_RECORDS PROVIDED_

────────────────────────────────────────

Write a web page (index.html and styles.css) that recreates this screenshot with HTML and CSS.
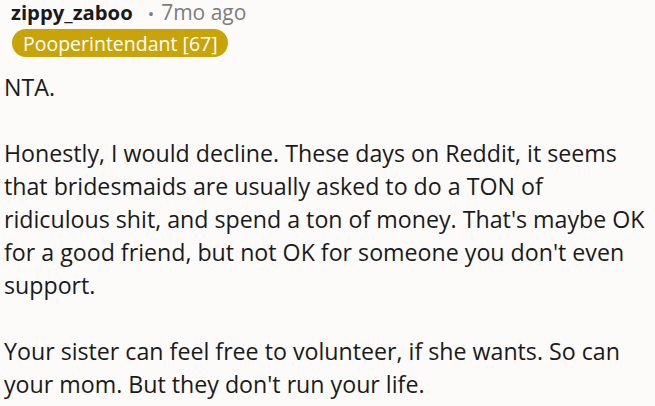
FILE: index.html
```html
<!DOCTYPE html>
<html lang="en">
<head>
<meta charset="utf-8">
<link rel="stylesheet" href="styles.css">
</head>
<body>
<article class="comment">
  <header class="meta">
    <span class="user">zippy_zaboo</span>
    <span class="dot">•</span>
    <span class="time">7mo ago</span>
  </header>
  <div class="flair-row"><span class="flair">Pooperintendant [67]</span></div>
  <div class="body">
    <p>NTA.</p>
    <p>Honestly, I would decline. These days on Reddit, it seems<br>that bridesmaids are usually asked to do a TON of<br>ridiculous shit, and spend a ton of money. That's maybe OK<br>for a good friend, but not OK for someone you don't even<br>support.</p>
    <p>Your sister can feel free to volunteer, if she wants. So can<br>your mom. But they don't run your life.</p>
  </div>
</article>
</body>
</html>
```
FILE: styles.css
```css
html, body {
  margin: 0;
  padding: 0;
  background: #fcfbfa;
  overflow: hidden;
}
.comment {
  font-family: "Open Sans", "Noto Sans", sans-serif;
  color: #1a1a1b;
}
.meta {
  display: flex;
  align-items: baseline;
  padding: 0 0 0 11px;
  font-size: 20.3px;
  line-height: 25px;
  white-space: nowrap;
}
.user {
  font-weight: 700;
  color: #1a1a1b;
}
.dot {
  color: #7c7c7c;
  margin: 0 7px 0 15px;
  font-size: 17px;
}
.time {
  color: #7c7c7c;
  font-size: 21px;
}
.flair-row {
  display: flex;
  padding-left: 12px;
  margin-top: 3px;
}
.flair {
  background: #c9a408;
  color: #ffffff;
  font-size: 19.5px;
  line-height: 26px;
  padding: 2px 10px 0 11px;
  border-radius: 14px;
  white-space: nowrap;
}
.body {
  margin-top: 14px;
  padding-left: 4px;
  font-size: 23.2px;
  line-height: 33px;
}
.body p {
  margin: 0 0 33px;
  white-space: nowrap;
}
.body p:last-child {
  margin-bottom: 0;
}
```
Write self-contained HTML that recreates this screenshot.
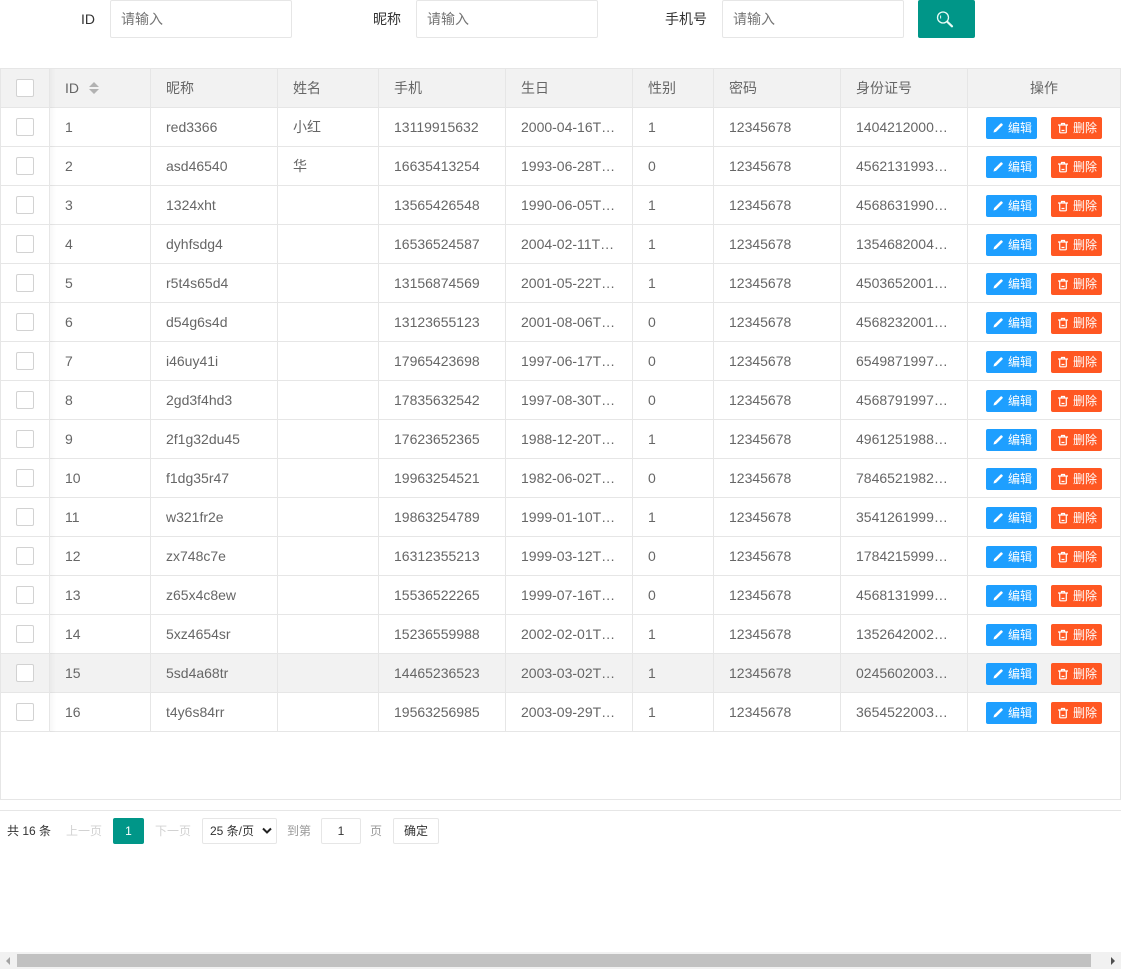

────────────────────────────────────────

_EXERCISE_
Extract all the data above exactly, excluding every picture.

_OUTPUT OF THE TASK_
Write a web page (index.html and styles.css) that recreates this screenshot with HTML and CSS.
FILE: index.html
```html
<!DOCTYPE html>
<html lang="en">
<head>
<meta charset="utf-8">
<link rel="stylesheet" href="styles.css">
</head>
<body>
<article class="comment">
  <header class="meta">
    <span class="user">zippy_zaboo</span>
    <span class="dot">•</span>
    <span class="time">7mo ago</span>
  </header>
  <div class="flair-row"><span class="flair">Pooperintendant [67]</span></div>
  <div class="body">
    <p>NTA.</p>
    <p>Honestly, I would decline. These days on Reddit, it seems<br>that bridesmaids are usually asked to do a TON of<br>ridiculous shit, and spend a ton of money. That's maybe OK<br>for a good friend, but not OK for someone you don't even<br>support.</p>
    <p>Your sister can feel free to volunteer, if she wants. So can<br>your mom. But they don't run your life.</p>
  </div>
</article>
</body>
</html>
```
FILE: styles.css
```css
html, body {
  margin: 0;
  padding: 0;
  background: #fcfbfa;
  overflow: hidden;
}
.comment {
  font-family: "Open Sans", "Noto Sans", sans-serif;
  color: #1a1a1b;
}
.meta {
  display: flex;
  align-items: baseline;
  padding: 0 0 0 11px;
  font-size: 20.3px;
  line-height: 25px;
  white-space: nowrap;
}
.user {
  font-weight: 700;
  color: #1a1a1b;
}
.dot {
  color: #7c7c7c;
  margin: 0 7px 0 15px;
  font-size: 17px;
}
.time {
  color: #7c7c7c;
  font-size: 21px;
}
.flair-row {
  display: flex;
  padding-left: 12px;
  margin-top: 3px;
}
.flair {
  background: #c9a408;
  color: #ffffff;
  font-size: 19.5px;
  line-height: 26px;
  padding: 2px 10px 0 11px;
  border-radius: 14px;
  white-space: nowrap;
}
.body {
  margin-top: 14px;
  padding-left: 4px;
  font-size: 23.2px;
  line-height: 33px;
}
.body p {
  margin: 0 0 33px;
  white-space: nowrap;
}
.body p:last-child {
  margin-bottom: 0;
}
```
Write self-contained HTML that recreates this screenshot.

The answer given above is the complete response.